VICT3R will use existing data and artificial intelligence to create virtual control groups that could replace real animals in drug and chemical safety studies.

04 October 2024
A close-up of a white mouse, seen from the front, against a black background. Image by Janson George via Shutterstock
Image by Janson George via Shutterstock

Contributing to the '3Rs'

The EU has long had the goal of replacing, reducing and refining the use of animals in research (the ‘3Rs’). However, studies involving animals are still required by legislation relating to the evaluation of medicines and chemicals, for example.

The aim of VICT3R is to dramatically reduce the numbers of animals used in safety testing by replacing actual control groups with ‘Virtual Control Groups’ (VCGs). Control groups (which do not receive the substance under study) account for around 25% of the animals used in drug and chemical safety studies, so replacing them with virtual animals would have a significant impact on the numbers of animals used.

Introducing the Virtual Control Group concept

The Virtual Control Group concept was born out of the IMI2 project eTRANSAFE, which set out to improve the quality of the toxicity tests that are carried out on potential medicines before they are tested in humans. Over the years, pharmaceutical companies and other organisations have amassed a wealth of data on control groups in toxicity tests, and eTRANSAFE realised that this data could be harnessed to create virtual control groups. Tests demonstrated the feasibility of the VGC concept, but a lot more work is needed before it can be used in practice.
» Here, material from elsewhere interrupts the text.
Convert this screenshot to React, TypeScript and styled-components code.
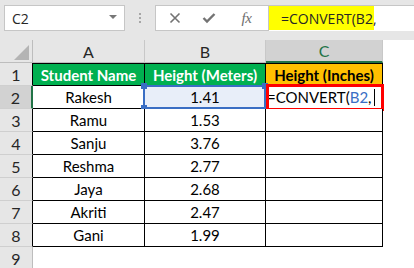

VICT3R aims to address the challenges hampering the implementation of VGCs and achieve regulatory acceptance of the VGC concept.

It will do this by building on the work started in eTRANSAFE to develop a database comprising high quality, standardised data from past toxicity studies. Operational procedures and computational tools will help to support the characterisation and quality control of data collected. The VICT3R project will then draw on statistics and artificial intelligence (AI) to create workflows and computational tools to generate VGCs based on the data in the database. They will assess the validity, reproducibility and robustness of the VGCs by comparing their performance with that of real control groups.
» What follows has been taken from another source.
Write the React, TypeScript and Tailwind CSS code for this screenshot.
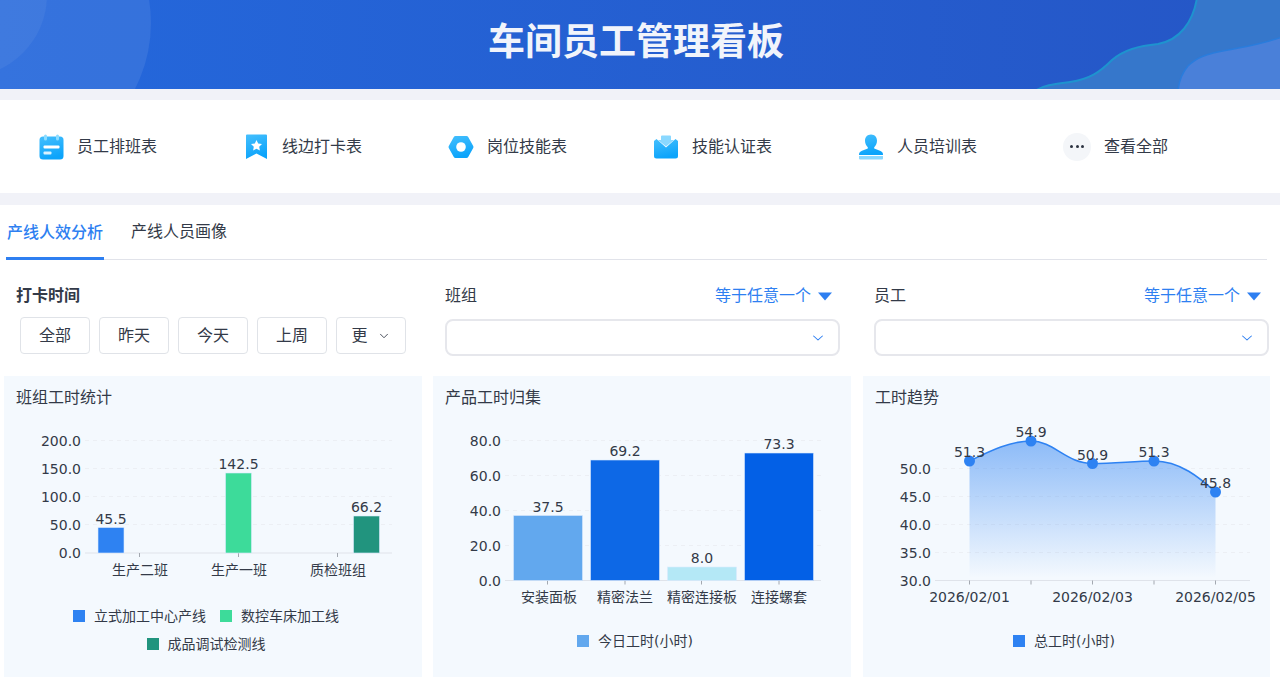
import { ReactNode } from "react";
import { ChevronDown } from "lucide-react";

const INK = "#333a48";

function IconFrame({ id, children }: { id: string; children: ReactNode }) {
  return (
    <svg width="26" height="26" viewBox="0 0 26 26" className="shrink-0">
      <defs>
        <linearGradient id={id} x1="0" y1="0" x2="0.3" y2="1">
          <stop offset="0" stopColor="#45bffd" />
          <stop offset="1" stopColor="#0ca4fb" />
        </linearGradient>
      </defs>
      {children}
    </svg>
  );
}

function CalendarIcon() {
  return (
    <IconFrame id="ic1">
      <rect x="1.5" y="2.5" width="24" height="23" rx="3.5" fill="url(#ic1)" />
      <rect x="6" y="0.5" width="3" height="6" rx="1.5" fill="#8cdcff" />
      <rect x="18" y="0.5" width="3" height="6" rx="1.5" fill="#8cdcff" />
      <rect x="5.5" y="11.5" width="16" height="3" rx="1" fill="#fff" />
      <rect x="5.5" y="17.5" width="8" height="3" rx="1" fill="#d8f2ff" />
    </IconFrame>
  );
}

function BookmarkIcon() {
  return (
    <IconFrame id="ic2">
      <path d="M3 1.5 a1 1 0 0 1 1-1 h19 a1 1 0 0 1 1 1 V25 l-10.500-5.500 L3 25 Z" fill="url(#ic2)" />
      <path d="M13.500 6 l1.700 3.500 3.800.5 -2.800 2.700 .7 3.800 -3.400-1.800 -3.400 1.800 .7-3.800 -2.800-2.700 3.800-.5 Z" fill="#fff" />
    </IconFrame>
  );
}

function HexIcon() {
  return (
    <IconFrame id="ic3">
      <path d="M7.500 2 h11 a2 2 0 0 1 1.700 1 l5 9 a2 2 0 0 1 0 2 l-5 9 a2 2 0 0 1-1.700 1 h-11 a2 2 0 0 1-1.700-1 l-5-9 a2 2 0 0 1 0-2 l5-9 a2 2 0 0 1 1.700-1 Z" fill="url(#ic3)" />
      <circle cx="13" cy="13" r="4.800" fill="#fff" />
    </IconFrame>
  );
}

function MailIcon() {
  return (
    <IconFrame id="ic4">
      <path d="M9 1.500 h8 a1 1 0 0 1 1 1 V6 h3 L13 12.500 5 6 h3 V2.500 a1 1 0 0 1 1-1 Z" fill="#8ad8ff" />
      <path d="M1 7 L3.500 5 13 13.500 22.500 5 25 7 V22 a2.500 2.500 0 0 1-2.500 2.500 h-19 A2.500 2.500 0 0 1 1 22 Z" fill="url(#ic4)" />
    </IconFrame>
  );
}

function PersonIcon() {
  return (
    <IconFrame id="ic5">
      <path d="M13 0.500 c3.800 0 6 2.800 6 6.300 0 2.700-1.300 5-2.800 6.400 v1.300 l5.800 2.300 c2 .8 3 2 3 3.700 V21 H1 v-.500 c0-1.700 1-2.900 3-3.700 l5.800-2.300 v-1.300 C8.300 11.800 7 9.500 7 6.800 7 3.300 9.200 0.500 13 0.500 Z" fill="url(#ic5)" />
      <path d="M1 22 h24 v2.500 a1 1 0 0 1-1 1 H2 a1 1 0 0 1-1-1 Z" fill="#8ad8ff" />
    </IconFrame>
  );
}

function MoreIcon() {
  return (
    <div className="flex h-7 w-7 shrink-0 items-center justify-center gap-[2.500px] rounded-full bg-[#f4f6f9]">
      <span className="h-[3px] w-[3px] rounded-full bg-[#2c3340]" />
      <span className="h-[3px] w-[3px] rounded-full bg-[#2c3340]" />
      <span className="h-[3px] w-[3px] rounded-full bg-[#2c3340]" />
    </div>
  );
}

const navItems = [
  { label: "员工排班表", icon: <CalendarIcon /> },
  { label: "线边打卡表", icon: <BookmarkIcon /> },
  { label: "岗位技能表", icon: <HexIcon /> },
  { label: "技能认证表", icon: <MailIcon /> },
  { label: "人员培训表", icon: <PersonIcon /> },
  { label: "查看全部", icon: <MoreIcon /> },
];

function Banner() {
  return (
    <header className="relative flex h-[89px] items-center justify-center overflow-hidden bg-gradient-to-r from-[#2468dc] to-[#2556c6] pr-[8px] pb-[4px]">
      <svg className="absolute inset-0 h-full w-full" viewBox="0 0 1280 89">
        <circle cx="7" cy="23" r="144" fill="#fff" fillOpacity="0.08" />
        <circle cx="-35" cy="-5" r="82" fill="#fff" fillOpacity="0.05" />
        <path d="M1197 -2 C1193 22 1180 40 1158 44 C1138 46 1124 50 1112 60 C1100 72 1090 79 1070 82 C1055 84 1044 85 1035 91 H1282 V-2 Z" fill="#3677cb" stroke="#1e93cf" strokeWidth="2" />
        <path d="M1282 37 C1262 44 1248 46 1228 50 C1205 54 1196 58 1188 66 C1182 73 1179 81 1178 91 H1282 Z" fill="#4a80d9" stroke="#2a7cdc" strokeWidth="1.500" />
      </svg>
      <h1 className="relative text-[37px] leading-none font-bold text-[#f1f4fb]">车间员工管理看板</h1>
    </header>
  );
}

function ShortcutBar() {
  return (
    <nav className="flex h-[93px] items-center bg-white pl-[38px]">
      {navItems.map((item) => (
        <div key={item.label} className="flex w-[205px] items-center gap-[13px] text-[16px] text-[#333a48]">
          {item.icon}
          <span>{item.label}</span>
        </div>
      ))}
    </nav>
  );
}

function Tabs() {
  return (
    <div className="ml-[6px] flex h-[55px] w-[1261px] items-end gap-[27px] border-b border-[#e1e3ea] text-[16px]">
      <div className="flex h-[52px] items-center border-b-[3px] border-[#2e7ff1] px-px font-medium text-[#2e7ff1] -mb-px">产线人效分析</div>
      <div className="flex h-[52px] items-center text-[#333a48] pb-[3px]">产线人员画像</div>
    </div>
  );
}

function QuickButton({ children }: { children: ReactNode }) {
  return (
    <button className="flex h-[37px] w-[70px] items-center justify-center gap-[9px] rounded-[4px] border border-[#e0e3e8] bg-white text-[16px] text-[#333a48]">
      {children}
    </button>
  );
}

function SelectField({ label }: { label: string }) {
  return (
    <div className="w-[395px]">
      <div className="flex h-[24px] items-center justify-between pr-[8px] text-[16px] text-[#333a48]">
        <span>{label}</span>
        <span className="flex items-center gap-[7px] text-[#2e7ff1]">
          等于任意一个
          <svg width="14" height="9" viewBox="0 0 14 9"><path d="M0 0.500 H14 L7 8.500 Z" fill="#2e7ff1" /></svg>
        </span>
      </div>
      <div className="mt-[11px] flex h-[37px] items-center justify-end rounded-[8px] border-2 border-[#e6e7ec] bg-white pr-[12px]">
        <ChevronDown size={16} strokeWidth={1.500} className="scale-x-110 text-[#2e7ff1]" />
      </div>
    </div>
  );
}

function Filters() {
  return (
    <div className="flex h-[116px] pt-[24px]">
      <div className="ml-[16px] w-[429px]">
        <div className="flex h-[24px] items-center text-[16px] font-semibold text-[#333a48]">打卡时间</div>
        <div className="mt-[9px] ml-[4px] flex gap-[9px]">
          <QuickButton>全部</QuickButton>
          <QuickButton>昨天</QuickButton>
          <QuickButton>今天</QuickButton>
          <QuickButton>上周</QuickButton>
          <QuickButton>
            更
            <ChevronDown size={14} strokeWidth={1.500} />
          </QuickButton>
        </div>
      </div>
      <SelectField label="班组" />
      <div className="w-[34px]" />
      <SelectField label="员工" />
    </div>
  );
}

function Card({ title, className, children }: { title: string; className: string; children: ReactNode }) {
  return (
    <section className={`h-[301px] shrink-0 bg-[#f4f9fe] ${className}`}>
      <h3 className="flex h-[44px] items-center pl-[12px] text-[16px] font-normal text-[#333a48]">{title}</h3>
      {children}
    </section>
  );
}

function Legend({ items, className }: { items: { color: string; label: string }[]; className: string }) {
  return (
    <div className={`flex h-[28px] items-center justify-center gap-[14px] text-[14px] text-[#333a48] ${className}`}>
      {items.map((item) => (
        <div key={item.label} className="flex items-center gap-[9px]">
          <span className="h-[12px] w-[12px]" style={{ backgroundColor: item.color }} />
          <span>{item.label}</span>
        </div>
      ))}
    </div>
  );
}

function Axis({ x1, x2, rows, ticks }: { x1: number; x2: number; rows: { y: number; label: string }[]; ticks: number[] }) {
  const base = rows[rows.length - 1].y;
  return (
    <g fontSize="14" fill={INK}>
      {rows.slice(0, -1).map((r) => (
        <line key={r.y} x1={x1} x2={x2} y1={r.y} y2={r.y} stroke="#eceff4" strokeDasharray="4 4" />
      ))}
      <line x1={x1} x2={x2} y1={base} y2={base} stroke="#dfe3ea" strokeWidth="1.200" />
      {ticks.map((t) => (
        <line key={t} x1={t} x2={t} y1={base} y2={base + 4} stroke="#a3a8b0" />
      ))}
      {rows.map((r) => (
        <text key={r.label} x={x1 - 4} y={r.y + 5} textAnchor="end">{r.label}</text>
      ))}
    </g>
  );
}

function Bar({ x, w, top, base, color, value }: { x: number; w: number; top: number; base: number; color: string; value: string }) {
  return (
    <g>
      <rect x={x} y={top} width={w} height={base - top} fill={color} stroke="#dbeafe" strokeWidth="0.600" />
      <text x={x + w / 2} y={top - 4} textAnchor="middle" fontSize="14" fill={INK}>{value}</text>
    </g>
  );
}

function TeamChart() {
  const base = 553;
  return (
    <svg className="block h-[182px] w-[418px]" viewBox="4 420 418 182">
      <Axis
        x1={85}
        x2={392}
        rows={[
          { y: 440.500, label: "200.0" },
          { y: 468.500, label: "150.0" },
          { y: 496.500, label: "100.0" },
          { y: 524.500, label: "50.0" },
          { y: base, label: "0.0" },
        ]}
        ticks={[139.500, 238.500, 337.500]}
      />
      <Bar x={98} w={26} top={527.500} base={base} color="#2e82f2" value="45.5" />
      <Bar x={225.500} w={26} top={473} base={base} color="#3ddb9a" value="142.5" />
      <Bar x={353.500} w={26} top={516} base={base} color="#21947e" value="66.2" />
      <g fontSize="14" fill={INK} textAnchor="middle">
        <text x="140" y="575">生产二班</text>
        <text x="239" y="575">生产一班</text>
        <text x="338" y="575">质检班组</text>
      </g>
    </svg>
  );
}

function ProductChart() {
  const base = 580.500;
  return (
    <svg className="block h-[207px] w-[418px]" viewBox="433 420 418 207">
      <Axis
        x1={505}
        x2={821}
        rows={[
          { y: 440.500, label: "80.0" },
          { y: 475.500, label: "60.0" },
          { y: 510.500, label: "40.0" },
          { y: 545.500, label: "20.0" },
          { y: base, label: "0.0" },
        ]}
        ticks={[547.500, 625, 701.500, 779]}
      />
      <Bar x={513.500} w={69} top={515.500} base={base} color="#62a8ee" value="37.5" />
      <Bar x={590.500} w={69} top={460} base={base} color="#0d68e6" value="69.2" />
      <Bar x={667.500} w={69} top={567} base={base} color="#b4e8f6" value="8.0" />
      <Bar x={744.500} w={69} top={453} base={base} color="#0360e6" value="73.3" />
      <g fontSize="14" fill={INK} textAnchor="middle">
        <text x="549" y="602">安装面板</text>
        <text x="625" y="602">精密法兰</text>
        <text x="702" y="602">精密连接板</text>
        <text x="779" y="602">连接螺套</text>
      </g>
    </svg>
  );
}

function TrendChart() {
  const points = [
    { x: 969.500, y: 461, v: "51.3" },
    { x: 1031, y: 441, v: "54.9" },
    { x: 1092.500, y: 463.500, v: "50.9" },
    { x: 1154, y: 461, v: "51.3" },
    { x: 1215.500, y: 492, v: "45.8" },
  ];
  const line =
    "M969.500 461 C990 451 1010 441 1031 441 C1054 441 1066 463.500 1092.500 463.500 C1115 463.500 1135 461 1154 461 C1180 461 1200 478 1215.500 492";
  return (
    <svg className="block h-[207px] w-[407px]" viewBox="863 420 407 207">
      <defs>
        <linearGradient id="trend" x1="0" y1="0" x2="0" y2="1">
          <stop offset="0" stopColor="#2e82f2" stopOpacity="0.52" />
          <stop offset="1" stopColor="#2e82f2" stopOpacity="0" />
        </linearGradient>
      </defs>
      <Axis
        x1={935}
        x2={1250}
        rows={[
          { y: 468.500, label: "50.0" },
          { y: 496.500, label: "45.0" },
          { y: 524.500, label: "40.0" },
          { y: 552.500, label: "35.0" },
          { y: 580.500, label: "30.0" },
        ]}
        ticks={points.map((p) => p.x)}
      />
      <path d={`${line} L1215.500 578 L969.500 578 Z`} fill="url(#trend)" />
      <path d={line} fill="none" stroke="#2e82f2" strokeWidth="1.500" />
      {points.map((p) => (
        <circle key={p.x} cx={p.x} cy={p.y} r="5.500" fill="#2e82f2" />
      ))}
      <g fontSize="14" fill={INK} textAnchor="middle">
        {points.map((p) => (
          <text key={p.x} x={p.x} y={p.y - 4}>{p.v}</text>
        ))}
        <text x="969.500" y="602">2026/02/01</text>
        <text x="1092.500" y="602">2026/02/03</text>
        <text x="1215.500" y="602">2026/02/05</text>
      </g>
    </svg>
  );
}

export default function App() {
  return (
    <div className="h-[692px] w-[1280px] overflow-hidden bg-white font-['DejaVu_Sans','Noto_Sans_CJK_SC',sans-serif]">
      <Banner />
      <div className="h-[11px] bg-[#f1f2f8]" />
      <ShortcutBar />
      <div className="h-[12px] bg-[#f1f2f8]" />
      <Tabs />
      <Filters />
      <div className="flex pl-[4px]">
        <Card title="班组工时统计" className="w-[418px]">
          <TeamChart />
          <Legend
            className="pr-[14px]"
            items={[
              { color: "#2e82f2", label: "立式加工中心产线" },
              { color: "#3ddb9a", label: "数控车床加工线" },
            ]}
          />
          <Legend className="pr-[14px]" items={[{ color: "#21947e", label: "成品调试检测线" }]} />
        </Card>
        <Card title="产品工时归集" className="ml-[11px] w-[418px]">
          <ProductChart />
          <Legend className="pr-[14px]" items={[{ color: "#62a8ee", label: "今日工时(小时)" }]} />
        </Card>
        <Card title="工时趋势" className="ml-[12px] w-[407px]">
          <TrendChart />
          <Legend className="pr-[5px]" items={[{ color: "#2e82f2", label: "总工时(小时)" }]} />
        </Card>
      </div>
    </div>
  );
}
"Data reuse and data sharing, as well as the application of AI approaches, engender terrific opportunities for implementing the 3R principles in the use of animals in preclinical research,” said project coordinator Ferran Sanz of Universidad Pompeu Fabra.
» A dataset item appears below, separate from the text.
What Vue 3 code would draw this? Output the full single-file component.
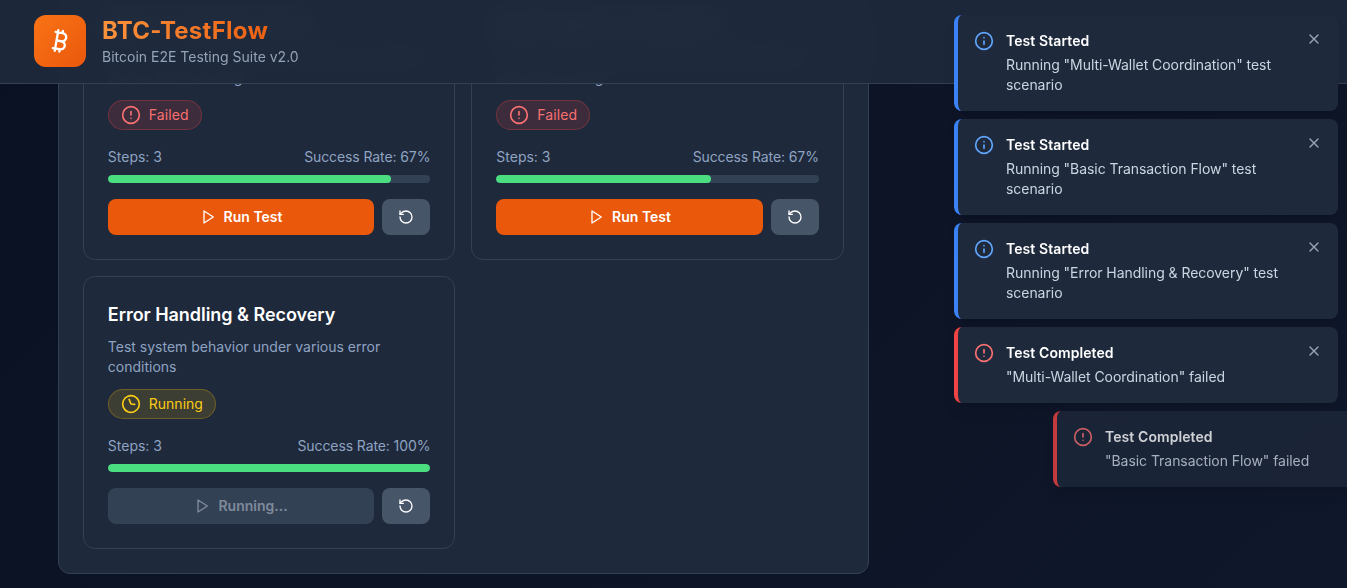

Collaboration - the key to success

Ultimately, the project hopes to achieve regulatory acceptance of the VGC concept. Furthermore, while VICT3R focuses on specific toxicity studies, the team will also explore how the concept could be applied in other types of studies involving animals.

“The endeavour of changing a regulatory paradigm in nonclinical safety testing cannot be undertaken by a single company or institution,” explained VICT3R’s industry lead, Thomas Steger-Hartmann of Bayer AG. “It definitively requires a broad collaborative approach where only IHI offers a unique and ideal umbrella.”